Knowing your perfect customer is only the first step in marketing towards them.  Knowing where he or she lives is still just an early step.  What you need to figure out now is why.

Why does your perfect customer live in a house rather than an apartment?  Why do they take public transportation when they could just as easily own a car?  Why do they buy groceries ten miles away when they live next door to a supermarket?  This information is called psychographics, and it can tell you much more about your customer than anything else can.

What you are looking at is behavioral drivers, the explanations behind your customers' actions.  Here is a simple illustration.  Client A and Client B live next door to one another.  They drive the same cars, make the same amount of money in a year, and watch the same television shows.  Demographically, the two are identical.  Client A is concerned about low food prices, so he drives across town to the cheapest supermarket.  Client B is concerned about global warming, so he drives across town to a supermarket that boasts its energy efficiency and focus on "green" products.
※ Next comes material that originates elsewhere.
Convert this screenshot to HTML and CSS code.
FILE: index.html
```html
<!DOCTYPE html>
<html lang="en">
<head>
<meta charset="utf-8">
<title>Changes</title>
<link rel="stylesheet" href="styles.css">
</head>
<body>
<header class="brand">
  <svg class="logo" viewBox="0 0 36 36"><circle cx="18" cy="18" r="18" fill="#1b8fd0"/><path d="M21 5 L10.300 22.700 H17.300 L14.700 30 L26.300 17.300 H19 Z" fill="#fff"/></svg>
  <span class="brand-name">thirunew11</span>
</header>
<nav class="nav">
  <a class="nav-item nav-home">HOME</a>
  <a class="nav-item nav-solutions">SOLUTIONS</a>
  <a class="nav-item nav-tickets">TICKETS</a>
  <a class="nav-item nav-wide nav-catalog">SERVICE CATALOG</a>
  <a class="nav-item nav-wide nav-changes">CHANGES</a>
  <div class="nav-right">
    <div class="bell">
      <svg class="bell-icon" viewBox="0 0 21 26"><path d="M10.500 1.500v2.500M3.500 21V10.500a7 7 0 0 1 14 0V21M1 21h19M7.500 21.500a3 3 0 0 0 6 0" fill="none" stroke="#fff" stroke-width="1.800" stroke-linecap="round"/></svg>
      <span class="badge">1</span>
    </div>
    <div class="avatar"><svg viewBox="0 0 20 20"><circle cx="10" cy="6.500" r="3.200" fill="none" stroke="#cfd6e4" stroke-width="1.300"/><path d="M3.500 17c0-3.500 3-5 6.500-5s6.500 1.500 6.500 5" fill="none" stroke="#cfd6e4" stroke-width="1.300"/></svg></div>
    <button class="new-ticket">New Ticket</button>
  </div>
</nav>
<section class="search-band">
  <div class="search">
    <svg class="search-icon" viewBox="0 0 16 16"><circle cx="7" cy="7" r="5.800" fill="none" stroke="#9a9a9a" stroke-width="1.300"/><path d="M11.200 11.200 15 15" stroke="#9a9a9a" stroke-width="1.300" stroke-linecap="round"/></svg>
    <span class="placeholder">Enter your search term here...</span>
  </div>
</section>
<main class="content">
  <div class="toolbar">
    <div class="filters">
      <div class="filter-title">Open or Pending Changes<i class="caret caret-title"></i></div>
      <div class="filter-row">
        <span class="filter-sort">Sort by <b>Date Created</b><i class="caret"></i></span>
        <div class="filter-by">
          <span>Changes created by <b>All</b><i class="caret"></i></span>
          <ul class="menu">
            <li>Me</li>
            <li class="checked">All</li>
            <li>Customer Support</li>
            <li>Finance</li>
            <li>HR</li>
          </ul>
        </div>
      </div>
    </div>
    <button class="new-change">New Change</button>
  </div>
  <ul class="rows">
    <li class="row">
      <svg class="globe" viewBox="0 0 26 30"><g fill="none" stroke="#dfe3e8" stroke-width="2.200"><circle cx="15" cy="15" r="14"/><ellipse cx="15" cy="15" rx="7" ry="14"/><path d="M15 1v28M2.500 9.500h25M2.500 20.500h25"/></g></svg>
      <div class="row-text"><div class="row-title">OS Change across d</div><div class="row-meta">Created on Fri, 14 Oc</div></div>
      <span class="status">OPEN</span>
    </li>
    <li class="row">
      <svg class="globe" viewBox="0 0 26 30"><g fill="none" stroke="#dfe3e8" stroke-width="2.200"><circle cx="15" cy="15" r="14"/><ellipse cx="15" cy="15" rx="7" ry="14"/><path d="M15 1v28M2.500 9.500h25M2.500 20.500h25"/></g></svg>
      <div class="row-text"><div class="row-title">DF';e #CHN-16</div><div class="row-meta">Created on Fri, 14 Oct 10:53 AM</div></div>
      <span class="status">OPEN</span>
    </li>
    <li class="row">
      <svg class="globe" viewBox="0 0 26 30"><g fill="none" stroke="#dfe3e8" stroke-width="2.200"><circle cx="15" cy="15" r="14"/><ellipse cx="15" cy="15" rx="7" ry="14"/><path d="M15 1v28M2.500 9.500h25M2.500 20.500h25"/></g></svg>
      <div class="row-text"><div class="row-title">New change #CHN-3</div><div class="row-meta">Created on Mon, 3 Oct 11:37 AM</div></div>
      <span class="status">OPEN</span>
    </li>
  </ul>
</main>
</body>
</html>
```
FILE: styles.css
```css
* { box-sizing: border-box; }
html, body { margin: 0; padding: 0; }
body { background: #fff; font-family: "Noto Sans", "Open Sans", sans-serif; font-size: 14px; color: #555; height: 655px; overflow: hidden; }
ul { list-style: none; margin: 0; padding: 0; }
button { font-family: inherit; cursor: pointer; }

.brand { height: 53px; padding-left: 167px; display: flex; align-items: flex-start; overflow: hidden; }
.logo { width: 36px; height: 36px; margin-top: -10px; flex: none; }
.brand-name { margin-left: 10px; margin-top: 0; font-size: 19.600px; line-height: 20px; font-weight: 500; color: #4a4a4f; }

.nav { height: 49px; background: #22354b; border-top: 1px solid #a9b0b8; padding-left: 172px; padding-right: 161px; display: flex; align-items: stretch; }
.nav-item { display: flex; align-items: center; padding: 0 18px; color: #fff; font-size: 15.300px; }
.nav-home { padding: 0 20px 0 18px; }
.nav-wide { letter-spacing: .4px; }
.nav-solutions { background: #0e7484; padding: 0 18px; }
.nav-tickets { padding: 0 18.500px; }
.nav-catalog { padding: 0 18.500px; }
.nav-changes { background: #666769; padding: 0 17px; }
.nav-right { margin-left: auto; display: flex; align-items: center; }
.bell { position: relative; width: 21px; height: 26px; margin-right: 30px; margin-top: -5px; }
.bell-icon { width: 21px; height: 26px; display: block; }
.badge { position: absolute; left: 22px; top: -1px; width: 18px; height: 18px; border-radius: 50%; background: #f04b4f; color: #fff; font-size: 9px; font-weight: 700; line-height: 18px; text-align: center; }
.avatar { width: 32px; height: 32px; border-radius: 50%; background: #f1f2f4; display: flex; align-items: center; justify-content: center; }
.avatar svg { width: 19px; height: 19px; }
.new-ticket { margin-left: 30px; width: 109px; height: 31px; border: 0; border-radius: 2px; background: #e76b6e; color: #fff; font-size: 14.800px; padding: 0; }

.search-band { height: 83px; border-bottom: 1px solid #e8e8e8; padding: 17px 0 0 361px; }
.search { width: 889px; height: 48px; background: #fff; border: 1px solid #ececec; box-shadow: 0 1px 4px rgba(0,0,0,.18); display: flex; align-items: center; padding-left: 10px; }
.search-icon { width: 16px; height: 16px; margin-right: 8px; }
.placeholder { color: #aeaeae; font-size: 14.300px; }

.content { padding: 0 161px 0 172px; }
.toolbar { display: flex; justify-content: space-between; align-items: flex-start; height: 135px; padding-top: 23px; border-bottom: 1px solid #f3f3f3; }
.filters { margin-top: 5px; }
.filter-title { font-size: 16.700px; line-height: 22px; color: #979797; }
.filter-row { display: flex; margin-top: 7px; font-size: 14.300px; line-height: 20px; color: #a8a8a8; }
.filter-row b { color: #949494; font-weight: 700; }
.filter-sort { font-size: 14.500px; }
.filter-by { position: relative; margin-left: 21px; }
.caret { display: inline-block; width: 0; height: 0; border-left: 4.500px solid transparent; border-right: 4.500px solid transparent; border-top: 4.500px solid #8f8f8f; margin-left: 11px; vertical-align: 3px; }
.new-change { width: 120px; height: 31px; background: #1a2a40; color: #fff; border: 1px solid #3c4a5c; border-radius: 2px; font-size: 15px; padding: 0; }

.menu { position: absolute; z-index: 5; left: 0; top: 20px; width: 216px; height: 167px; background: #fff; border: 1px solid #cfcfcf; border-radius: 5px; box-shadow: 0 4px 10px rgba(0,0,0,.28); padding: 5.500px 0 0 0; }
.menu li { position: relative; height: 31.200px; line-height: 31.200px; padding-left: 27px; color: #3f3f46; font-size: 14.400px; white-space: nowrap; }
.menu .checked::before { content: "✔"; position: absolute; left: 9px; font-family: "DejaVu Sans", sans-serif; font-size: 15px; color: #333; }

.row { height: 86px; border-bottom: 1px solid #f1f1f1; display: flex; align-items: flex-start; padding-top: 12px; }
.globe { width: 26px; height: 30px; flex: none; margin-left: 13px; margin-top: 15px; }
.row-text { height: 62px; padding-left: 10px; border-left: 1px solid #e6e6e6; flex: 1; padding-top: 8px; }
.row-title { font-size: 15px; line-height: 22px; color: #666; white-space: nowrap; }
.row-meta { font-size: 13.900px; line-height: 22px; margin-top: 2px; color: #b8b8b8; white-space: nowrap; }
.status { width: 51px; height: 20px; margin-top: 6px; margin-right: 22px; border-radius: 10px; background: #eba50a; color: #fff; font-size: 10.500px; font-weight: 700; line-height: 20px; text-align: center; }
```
Both Clients A and B shop at the same grocery store, but for very different reasons.  If you want Client A to buy your products, you would work for the lowest possible price.  You would then advertise the bargain your products are compared to the competition.  If you instead want Client B, you would work for the most environmentally sustainable product offering and advertise it as such.  You would choose either strategy based on the nature of your products: a computer manufacturer might choose price (low prices do not have much negative effect on a computer brand).  The manufacturer of high-end fashionable suits, however, would choose sustainability (the price of a suit is as important to the brand image as the name on on the cuff).

Step one: Know your customer (Identification)
Step two: Define your customer (Demographics)
Step three: Understand your customer (Psychographics)
Step four: Market to your customer (Communication)

This is a linear system, and you cannot skip steps without severe repercussions.  Client A would not buy an expensive green product; investing in marketing towards him would be a colossal waste of money and would hurt your business.  If skipping steps wastes money, why jump the gun?